# PROVIDED DATA:
— start —
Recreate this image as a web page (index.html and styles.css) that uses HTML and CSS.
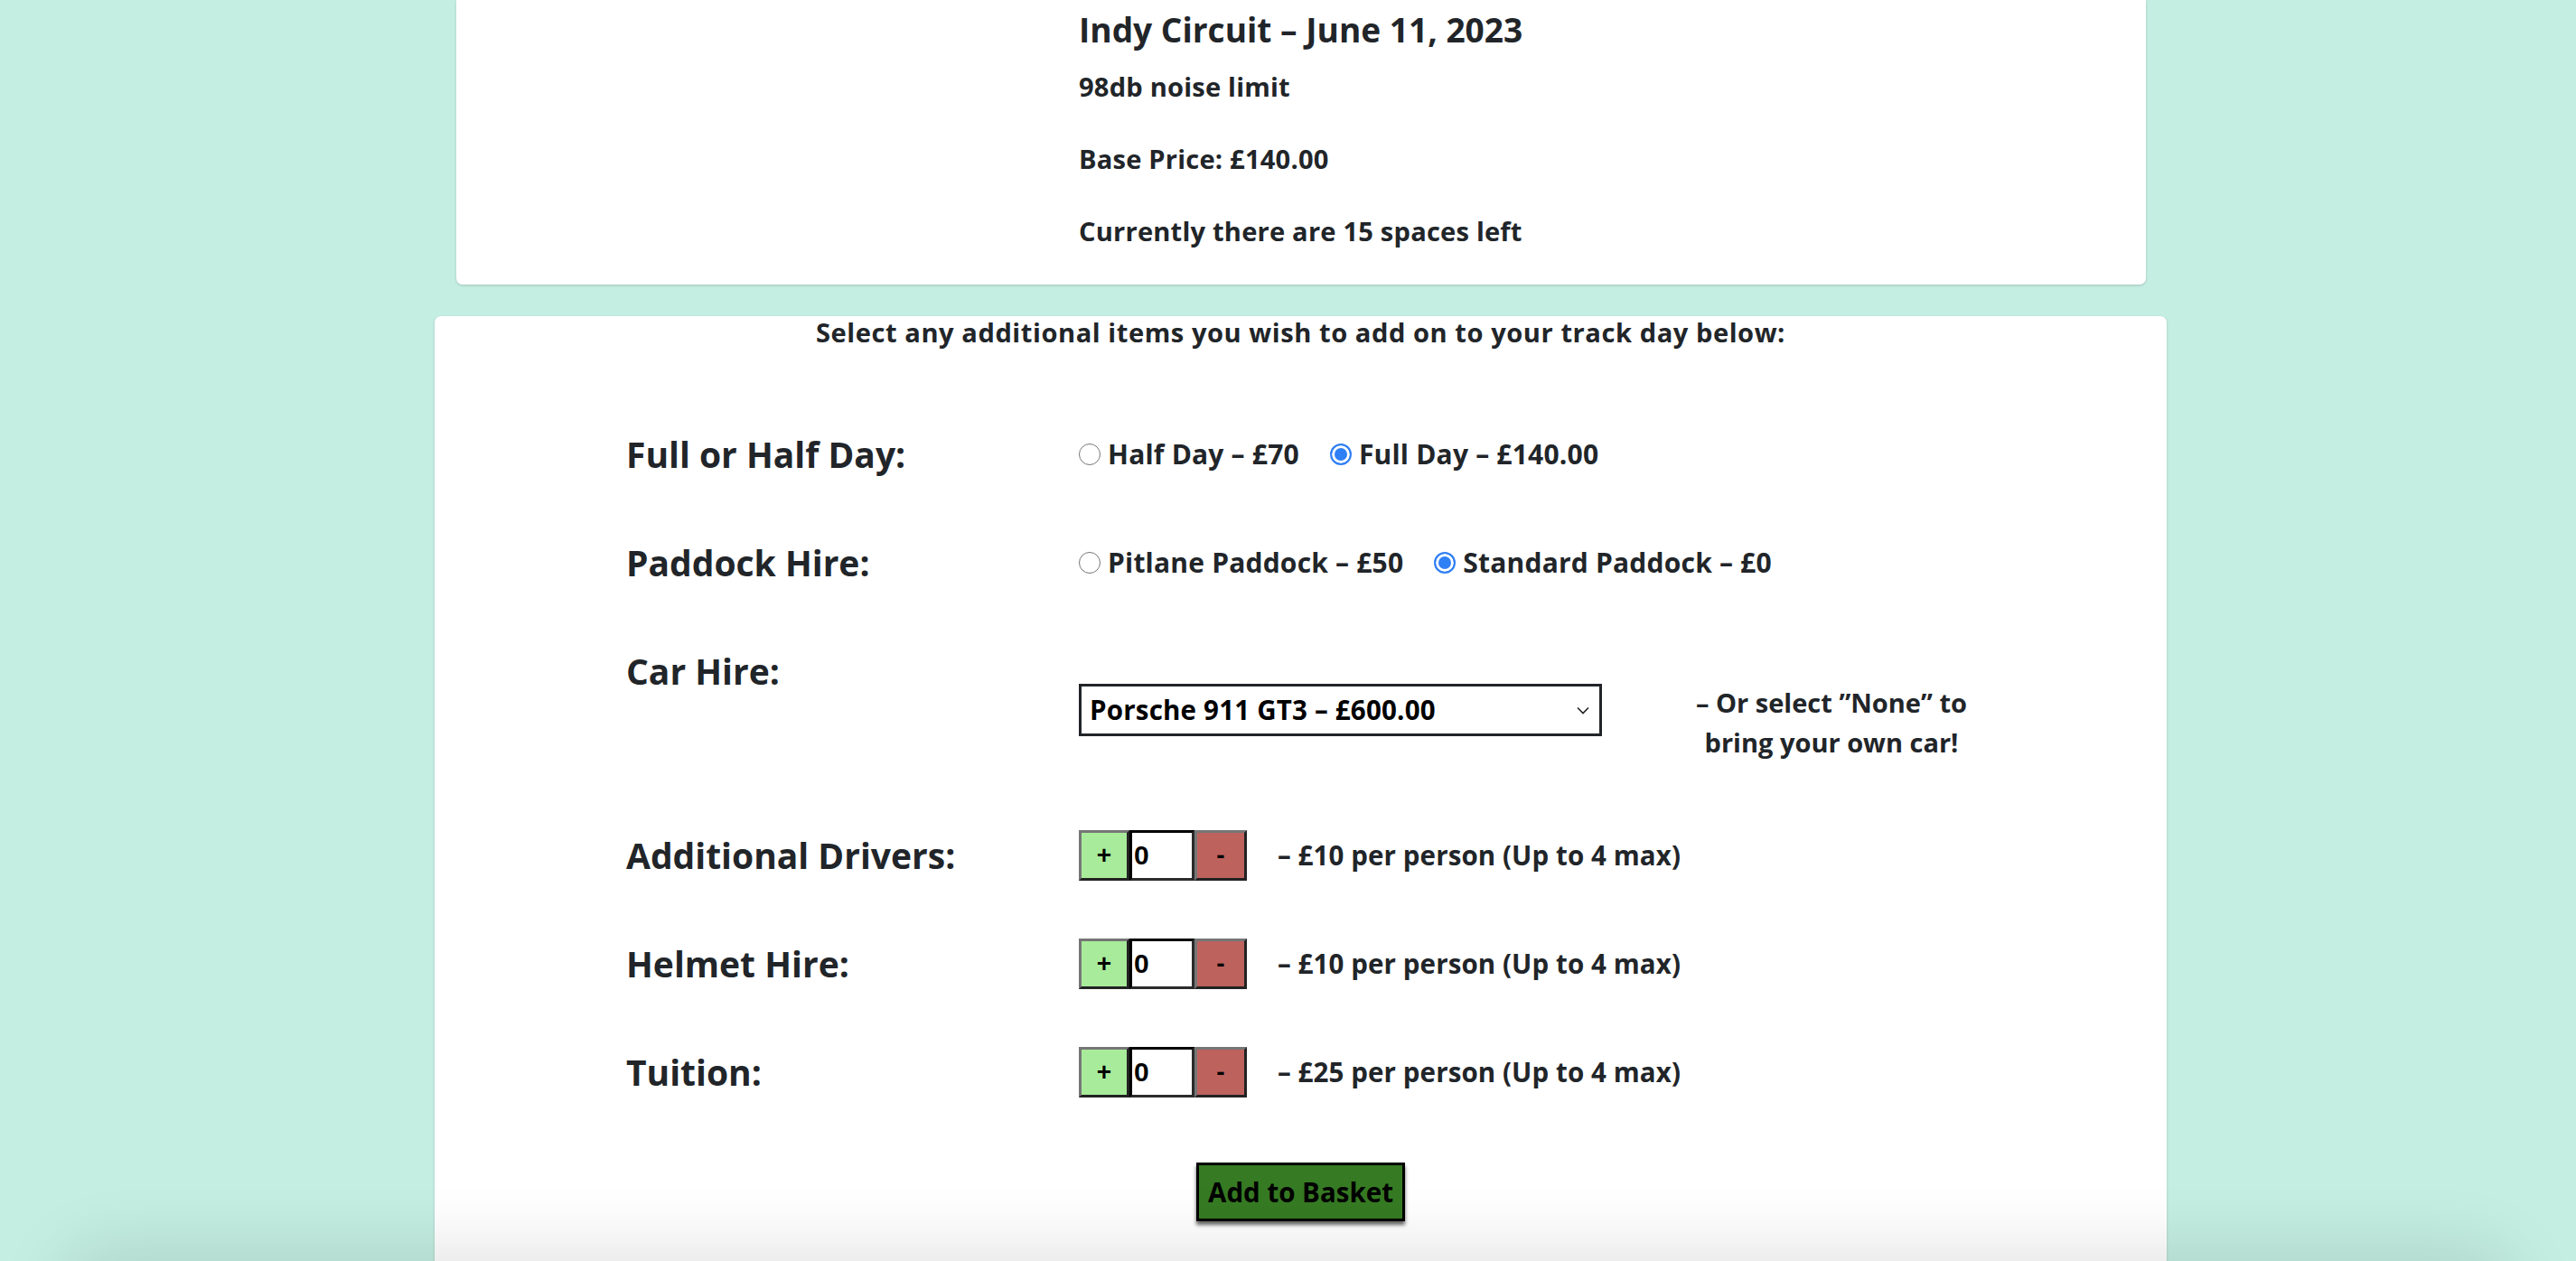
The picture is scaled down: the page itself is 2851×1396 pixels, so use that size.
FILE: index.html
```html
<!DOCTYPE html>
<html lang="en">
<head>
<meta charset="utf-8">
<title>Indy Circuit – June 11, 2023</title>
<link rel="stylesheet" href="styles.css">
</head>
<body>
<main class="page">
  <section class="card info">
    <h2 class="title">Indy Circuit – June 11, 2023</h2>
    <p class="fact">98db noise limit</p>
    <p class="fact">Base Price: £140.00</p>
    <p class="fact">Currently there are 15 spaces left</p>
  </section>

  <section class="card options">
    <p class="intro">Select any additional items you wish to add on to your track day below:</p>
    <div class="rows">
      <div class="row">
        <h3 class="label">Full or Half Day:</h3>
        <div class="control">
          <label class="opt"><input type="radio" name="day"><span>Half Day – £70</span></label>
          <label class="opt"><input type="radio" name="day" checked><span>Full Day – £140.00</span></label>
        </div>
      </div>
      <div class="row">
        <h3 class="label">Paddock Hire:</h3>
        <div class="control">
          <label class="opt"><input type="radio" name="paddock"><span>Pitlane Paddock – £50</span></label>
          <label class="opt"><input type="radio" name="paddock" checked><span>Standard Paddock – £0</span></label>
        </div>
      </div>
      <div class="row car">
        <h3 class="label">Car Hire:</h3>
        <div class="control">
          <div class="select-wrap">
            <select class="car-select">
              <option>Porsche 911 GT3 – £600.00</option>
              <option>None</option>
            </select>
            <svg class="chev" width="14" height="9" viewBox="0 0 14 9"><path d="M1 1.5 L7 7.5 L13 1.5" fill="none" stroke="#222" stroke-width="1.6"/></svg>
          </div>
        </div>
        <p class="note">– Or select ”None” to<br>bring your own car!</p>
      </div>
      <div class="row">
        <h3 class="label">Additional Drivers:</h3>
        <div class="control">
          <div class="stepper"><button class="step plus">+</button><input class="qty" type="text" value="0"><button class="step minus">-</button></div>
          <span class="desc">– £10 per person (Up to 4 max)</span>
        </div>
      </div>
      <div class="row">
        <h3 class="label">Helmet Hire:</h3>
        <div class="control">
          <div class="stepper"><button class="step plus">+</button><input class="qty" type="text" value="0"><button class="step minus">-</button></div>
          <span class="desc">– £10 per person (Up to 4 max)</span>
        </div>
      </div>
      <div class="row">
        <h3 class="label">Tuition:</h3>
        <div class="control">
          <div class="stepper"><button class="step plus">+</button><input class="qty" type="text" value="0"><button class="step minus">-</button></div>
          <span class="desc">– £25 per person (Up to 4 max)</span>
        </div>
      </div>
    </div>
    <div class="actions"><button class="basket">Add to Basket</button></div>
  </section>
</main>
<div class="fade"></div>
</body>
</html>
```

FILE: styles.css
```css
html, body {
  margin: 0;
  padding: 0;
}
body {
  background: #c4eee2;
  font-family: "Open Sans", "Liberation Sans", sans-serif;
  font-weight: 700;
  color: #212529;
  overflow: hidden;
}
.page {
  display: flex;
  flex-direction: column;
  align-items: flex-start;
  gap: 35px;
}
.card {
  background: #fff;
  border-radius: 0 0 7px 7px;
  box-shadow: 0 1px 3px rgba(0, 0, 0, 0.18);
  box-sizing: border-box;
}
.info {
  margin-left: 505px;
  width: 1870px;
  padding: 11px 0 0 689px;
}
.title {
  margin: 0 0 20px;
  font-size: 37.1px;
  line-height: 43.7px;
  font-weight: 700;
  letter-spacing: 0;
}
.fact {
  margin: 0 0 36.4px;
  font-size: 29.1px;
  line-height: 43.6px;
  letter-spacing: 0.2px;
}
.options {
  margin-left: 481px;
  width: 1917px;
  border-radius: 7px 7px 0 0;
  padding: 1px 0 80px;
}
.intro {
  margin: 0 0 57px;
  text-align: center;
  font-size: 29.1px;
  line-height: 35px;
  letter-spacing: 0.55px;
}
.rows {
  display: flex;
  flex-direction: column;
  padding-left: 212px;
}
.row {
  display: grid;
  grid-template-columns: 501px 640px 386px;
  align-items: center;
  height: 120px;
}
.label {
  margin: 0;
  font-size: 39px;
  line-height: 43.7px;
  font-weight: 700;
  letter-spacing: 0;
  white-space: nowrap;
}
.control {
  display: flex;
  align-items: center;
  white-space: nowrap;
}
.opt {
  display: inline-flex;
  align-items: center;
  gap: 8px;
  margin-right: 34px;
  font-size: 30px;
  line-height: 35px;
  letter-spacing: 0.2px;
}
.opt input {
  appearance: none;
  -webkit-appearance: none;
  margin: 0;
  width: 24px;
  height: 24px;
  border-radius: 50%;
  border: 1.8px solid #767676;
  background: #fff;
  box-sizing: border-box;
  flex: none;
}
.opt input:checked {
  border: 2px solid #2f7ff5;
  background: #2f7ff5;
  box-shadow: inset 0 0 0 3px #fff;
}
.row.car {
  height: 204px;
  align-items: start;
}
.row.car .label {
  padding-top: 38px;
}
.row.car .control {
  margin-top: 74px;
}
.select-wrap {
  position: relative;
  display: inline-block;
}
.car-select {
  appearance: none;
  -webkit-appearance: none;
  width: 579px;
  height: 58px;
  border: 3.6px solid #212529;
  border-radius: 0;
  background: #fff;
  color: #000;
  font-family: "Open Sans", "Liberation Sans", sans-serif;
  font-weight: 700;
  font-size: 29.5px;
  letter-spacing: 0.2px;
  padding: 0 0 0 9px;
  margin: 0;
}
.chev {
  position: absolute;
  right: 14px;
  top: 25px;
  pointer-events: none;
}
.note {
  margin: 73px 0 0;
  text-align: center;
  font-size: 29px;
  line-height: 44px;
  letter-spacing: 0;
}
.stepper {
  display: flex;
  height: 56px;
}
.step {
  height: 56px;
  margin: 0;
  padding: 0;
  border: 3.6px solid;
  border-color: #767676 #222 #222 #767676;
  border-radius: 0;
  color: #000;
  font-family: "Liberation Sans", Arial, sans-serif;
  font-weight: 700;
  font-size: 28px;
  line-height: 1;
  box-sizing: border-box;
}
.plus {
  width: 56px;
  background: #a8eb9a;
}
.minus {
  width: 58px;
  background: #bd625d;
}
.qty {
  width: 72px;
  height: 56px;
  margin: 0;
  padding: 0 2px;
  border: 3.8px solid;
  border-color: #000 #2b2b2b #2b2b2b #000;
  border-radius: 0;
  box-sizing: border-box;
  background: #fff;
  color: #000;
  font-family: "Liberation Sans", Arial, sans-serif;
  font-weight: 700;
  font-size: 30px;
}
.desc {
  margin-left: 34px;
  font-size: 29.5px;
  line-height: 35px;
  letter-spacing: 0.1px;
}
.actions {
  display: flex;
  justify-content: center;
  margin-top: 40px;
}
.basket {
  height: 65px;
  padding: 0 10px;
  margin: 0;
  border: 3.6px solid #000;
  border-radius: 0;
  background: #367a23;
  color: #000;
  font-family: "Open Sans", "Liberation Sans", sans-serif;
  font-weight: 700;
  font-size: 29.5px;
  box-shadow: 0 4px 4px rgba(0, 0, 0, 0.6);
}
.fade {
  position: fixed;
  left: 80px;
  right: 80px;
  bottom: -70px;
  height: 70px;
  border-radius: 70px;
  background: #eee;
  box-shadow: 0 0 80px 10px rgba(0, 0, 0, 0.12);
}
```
— end —
— start —
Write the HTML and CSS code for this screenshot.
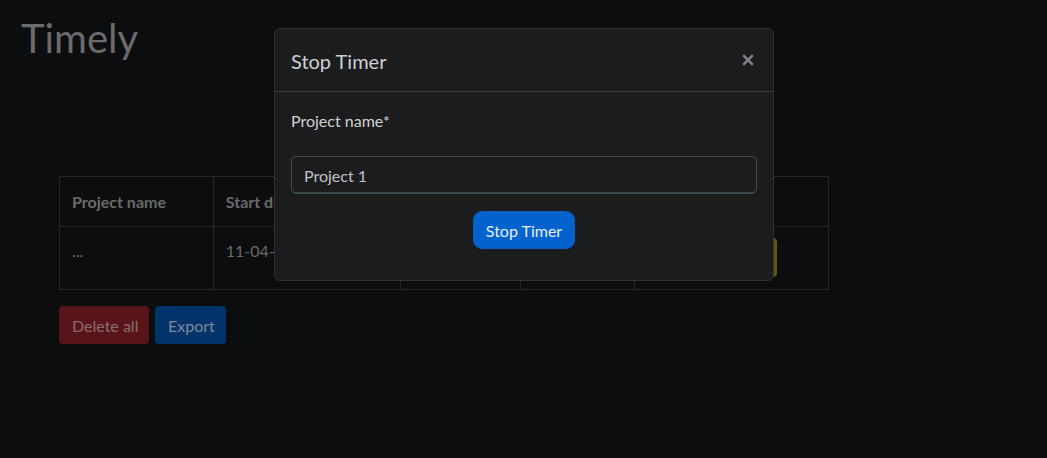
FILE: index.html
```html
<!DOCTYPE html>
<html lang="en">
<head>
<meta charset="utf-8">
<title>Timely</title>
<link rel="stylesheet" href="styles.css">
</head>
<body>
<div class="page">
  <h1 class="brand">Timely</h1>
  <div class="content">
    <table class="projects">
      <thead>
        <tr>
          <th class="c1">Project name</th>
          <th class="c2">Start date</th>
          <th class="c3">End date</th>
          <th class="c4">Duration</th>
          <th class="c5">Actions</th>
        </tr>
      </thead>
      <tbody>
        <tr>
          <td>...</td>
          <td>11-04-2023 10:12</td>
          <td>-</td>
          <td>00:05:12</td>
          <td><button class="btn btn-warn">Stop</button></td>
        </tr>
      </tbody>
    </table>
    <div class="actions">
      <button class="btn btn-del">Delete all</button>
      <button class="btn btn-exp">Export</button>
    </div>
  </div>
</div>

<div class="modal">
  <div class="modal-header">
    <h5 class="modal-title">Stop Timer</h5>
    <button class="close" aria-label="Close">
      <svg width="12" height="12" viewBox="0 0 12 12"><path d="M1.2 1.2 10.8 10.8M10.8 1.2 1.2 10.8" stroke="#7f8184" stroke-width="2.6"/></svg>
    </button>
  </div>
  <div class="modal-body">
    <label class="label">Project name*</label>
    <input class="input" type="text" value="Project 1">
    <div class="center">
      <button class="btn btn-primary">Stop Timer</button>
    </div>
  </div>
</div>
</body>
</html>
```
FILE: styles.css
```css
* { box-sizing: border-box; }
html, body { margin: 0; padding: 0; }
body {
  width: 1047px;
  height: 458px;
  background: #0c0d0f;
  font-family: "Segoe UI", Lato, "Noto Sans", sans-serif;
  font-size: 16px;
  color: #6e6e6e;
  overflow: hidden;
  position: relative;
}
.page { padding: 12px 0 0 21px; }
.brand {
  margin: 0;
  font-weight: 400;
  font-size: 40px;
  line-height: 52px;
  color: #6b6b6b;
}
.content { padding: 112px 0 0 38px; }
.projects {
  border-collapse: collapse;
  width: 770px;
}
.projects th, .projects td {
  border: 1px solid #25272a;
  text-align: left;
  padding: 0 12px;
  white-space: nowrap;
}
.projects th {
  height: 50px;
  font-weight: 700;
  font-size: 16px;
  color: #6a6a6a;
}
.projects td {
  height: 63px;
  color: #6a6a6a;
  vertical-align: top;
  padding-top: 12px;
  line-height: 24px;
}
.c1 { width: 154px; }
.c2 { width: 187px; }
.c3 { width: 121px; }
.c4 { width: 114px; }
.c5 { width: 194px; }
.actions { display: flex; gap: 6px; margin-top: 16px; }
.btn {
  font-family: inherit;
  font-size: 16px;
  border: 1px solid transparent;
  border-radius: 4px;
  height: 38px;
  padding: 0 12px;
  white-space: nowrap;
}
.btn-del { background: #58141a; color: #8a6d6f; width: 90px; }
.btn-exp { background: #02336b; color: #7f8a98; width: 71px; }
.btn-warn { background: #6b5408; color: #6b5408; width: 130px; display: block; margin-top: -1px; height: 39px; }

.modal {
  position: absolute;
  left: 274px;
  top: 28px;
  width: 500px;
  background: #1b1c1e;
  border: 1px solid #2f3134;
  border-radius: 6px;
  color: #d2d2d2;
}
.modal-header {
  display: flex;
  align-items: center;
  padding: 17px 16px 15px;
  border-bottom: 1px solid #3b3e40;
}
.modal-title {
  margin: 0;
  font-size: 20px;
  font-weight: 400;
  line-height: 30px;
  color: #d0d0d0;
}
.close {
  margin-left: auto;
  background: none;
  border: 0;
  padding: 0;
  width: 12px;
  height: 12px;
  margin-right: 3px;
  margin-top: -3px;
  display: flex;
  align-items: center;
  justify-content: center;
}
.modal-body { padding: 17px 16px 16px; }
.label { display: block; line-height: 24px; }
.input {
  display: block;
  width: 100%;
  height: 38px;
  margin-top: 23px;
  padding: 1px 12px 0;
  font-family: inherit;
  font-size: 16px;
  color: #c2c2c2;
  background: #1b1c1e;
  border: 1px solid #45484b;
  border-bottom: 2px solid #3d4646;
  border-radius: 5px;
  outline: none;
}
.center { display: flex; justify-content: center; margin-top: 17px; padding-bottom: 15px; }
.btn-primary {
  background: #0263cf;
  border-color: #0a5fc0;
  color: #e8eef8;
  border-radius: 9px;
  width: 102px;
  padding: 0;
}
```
— end —
# WHAT YOU NEED TO DO:
Copy out each line of the data where the string "that" appears.

# ANSWER BELOW:
Recreate this image as a web page (index.html and styles.css) that uses HTML and CSS.
The picture is scaled down: the page itself is 2851×1396 pixels, so use that size.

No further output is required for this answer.